Abstract
1- Introduction
2- Data and calculations
3- Results and conclusions
References
Abstract
The Spectrometer Telescope for Imaging X-rays (STIX) is one of the instruments installed onboard Solar Orbiter mission which will be launched in February 2020. After 1.5 years of cruise phase it will start to gather scientific data from the orbit with perihelion distance about 0.28 au. It means that STIX will operate also during the next solar minimum. In the paper we estimate flux measured by the instrument during periods of low solar activity. For this purpose we used solar observations which were recorded by the Solar Photometer in X-rays (SphinX) during the last minimum of solar activity. The estimation was obtained for instruments overlapping energy range from 4 to 15 keV. Presented results indicate that STIX instrument will provide efficient imaging the solar emission even during low level of solar activity (B1 GOES class).
Introduction
Solar Orbiter (Müller et al., 2013), a European Space Agency's mission, will be launched with an Atlas V rocket from the Cape Canaveral in Florida in February 2020. Following launch, Solar Orbiter will begin its 1.5 year journey to the Sun. In order to reach its near-Sun orbit, the spacecraft with use a series of gravity assists from Venus and the Earth, in essence, using them to catapult itself towards the Sun.

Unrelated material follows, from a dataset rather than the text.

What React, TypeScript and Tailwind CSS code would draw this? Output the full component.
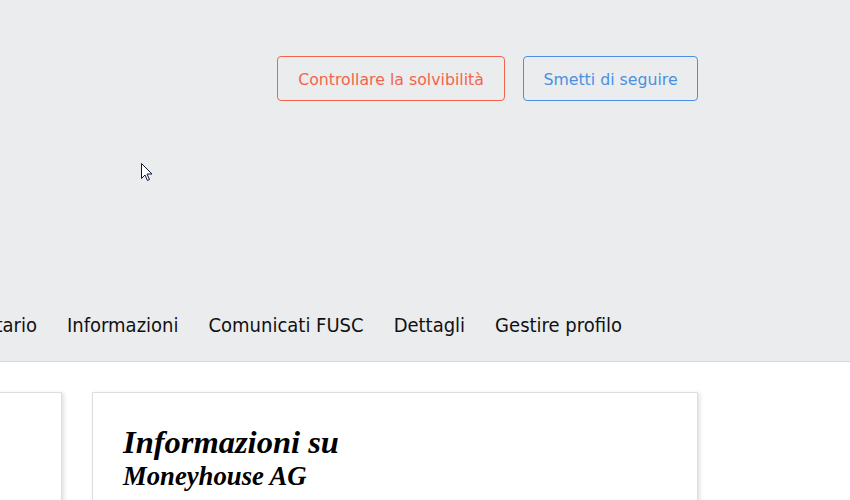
import { ReactNode } from "react";

const sans = { fontFamily: '"DejaVu Sans", "Noto Sans", sans-serif' };
const navFont = { fontFamily: '"DejaVu Sans Condensed", "DejaVu Sans", sans-serif' };
const serif = { fontFamily: '"Liberation Serif", serif' };

const NavItem = ({ children }: { children: ReactNode }) => (
    <span className="whitespace-nowrap">{children}</span>
)

const App = () => {
    return (
        <div className="relative w-[850px] h-[500px] overflow-hidden bg-white" style={sans}>
            <div className="bg-[#ebecee] border-b border-[#d3d6da] h-[362px] flex flex-col">
                <div className="flex gap-[18px] pl-[277px] pt-[56px]">
                    <button className="h-[45px] w-[228px] rounded-[4px] border border-[#f4644c] text-[#f4644c] text-[15.75px] pt-[2px]">
                        Controllare la solvibilità
                    </button>
                    <button className="h-[45px] w-[175px] rounded-[4px] border border-[#4a90e2] text-[#4a90e2] text-[15.75px] pt-[2px]">
                        Smetti di seguire
                    </button>
                </div>
                <div className="mt-auto mb-[21px] flex items-center gap-[30px] text-[20px] text-[#111]" style={navFont}>
                    <div className="w-[37px] overflow-hidden flex justify-end">
                        <NavItem>Inventario</NavItem>
                    </div>
                    <NavItem>Informazioni</NavItem>
                    <NavItem>Comunicati FUSC</NavItem>
                    <NavItem>Dettagli</NavItem>
                    <NavItem>Gestire profilo</NavItem>
                </div>
            </div>

            <div className="flex gap-[30px] pt-[30px] ml-[-200px]">
                <div className="w-[262px] h-[200px] bg-white border border-[#dcdfe2] shadow-[2px_1px_4px_rgba(0,0,0,0.12)]" />
                <div className="w-[606px] h-[200px] bg-white border border-[#dcdfe2] shadow-[2px_1px_4px_rgba(0,0,0,0.12)] px-[30px] pt-[32px]">
                    <h2 className="italic font-bold text-[32.5px] leading-[34px] text-black" style={serif}>
                        Informazioni su
                    </h2>
                    <h3 className="italic font-bold text-[26.7px] leading-[34px] text-black" style={serif}>
                        Moneyhouse AG
                    </h3>
                </div>
            </div>

            <svg className="absolute left-[141px] top-[163px]" width="13" height="20" viewBox="0 0 13 20">
                <path d="M0.5 0.5 L0.5 15.5 L4 12 L6.5 17.5 L8.5 16.5 L6 11 L11 11 Z" fill="white" stroke="#0b1a3a" strokeWidth="1" />
            </svg>
        </div>
    )
}

export default App;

The Spectrometer/Telescope for Imaging X-rays (STIX: (Krucker et al., 2016)) is one of the 10 instruments that are part of the scientific payload for the Solar Orbiter mission. STIX will provide imaging spectroscopy of thermal and non-thermal solar X-ray emission from 4 to 150 keV. It applies a Fourier-imaging technique using a set of tungsten grids in front of 30 pixelated CdTe detectors. Although STIX instrument is design to observe flares events, we decided to estimate flux measured by the instrument during period of low solar activity. For this purpose we used solar observations which were recorded by the Solar Photometer in X-rays (SphinX: (Sylwester et al., 2008; Gburek et al., 2013; Gryciuk et al., 2017)), instrument designed to observe soft X-ray (SXR) solar emission in the energy range between 1 keV and 15 keV with the resolution better than 0.5 keV. The SphinX operated from February until November 2009 aboard CORONAS-Photon satellite, during the phase of exceptionally low minimum of solar activity.